France is lost. Or so it would appear if you read the country’s newspapers regularly. Marine Le Pen will be the next president. The Socialists can only give in to the banks. Racism is the new norm. Emergency powers have become permanent. The only alternative is fascism. Or, rather, its formalisation, under the impending leadership of the far-right National Front.
A pretty depressing picture for sure, which, even in its over-simplification of French affairs, is not without merit. France is in deep political trouble, and has been for years. That the UK beat it to exiting the EU is still something of a surprise, given the longterm willingness of the country’s centre-right to plunder the political program of Len Pen’s party, and its Euroscepticism.
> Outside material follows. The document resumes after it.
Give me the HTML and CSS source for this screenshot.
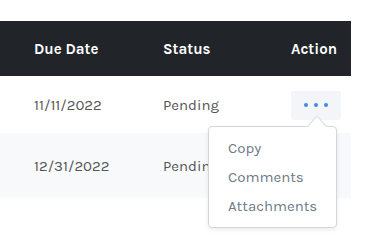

Defying the so-called zeitgeist, however, the fight between right and left, between neoliberalism and anti-capitalism, remains ongoing. Struggles over land use and labor continue to be as fierce as ever, contradicting the idea that the left, in the form of the country’s declining centre-left leadership remains emblematic of its progressive politics.
The following two flyers, photographed in Brussels, and Berlin, attest to this reality, and beg the question why we so easily give in to the idea that the only thing happening in France is populism.
Fighting the airport and its world
This is an echo of the call for resistance that has taken off since the ZAD in Notre-Dame-des-Landes. It adds to the cries of revolt taken up by thousands after the French government’s announcement of plans to clear the zone this autumn. There is little use going over the details of this plan to move an airport to the site of Notre-Dame-des-Landes, when what interests us is the diverse opposition that has been tackling it for years and the fact that hundreds of individuals have chosen to fight this scourge and, what is more, the world that enables it. And it is in precisely this tension – between opposition to a particular aspect of society and the horizon it opens for confrontation with the existing powers – that the immense potential for conflict resides.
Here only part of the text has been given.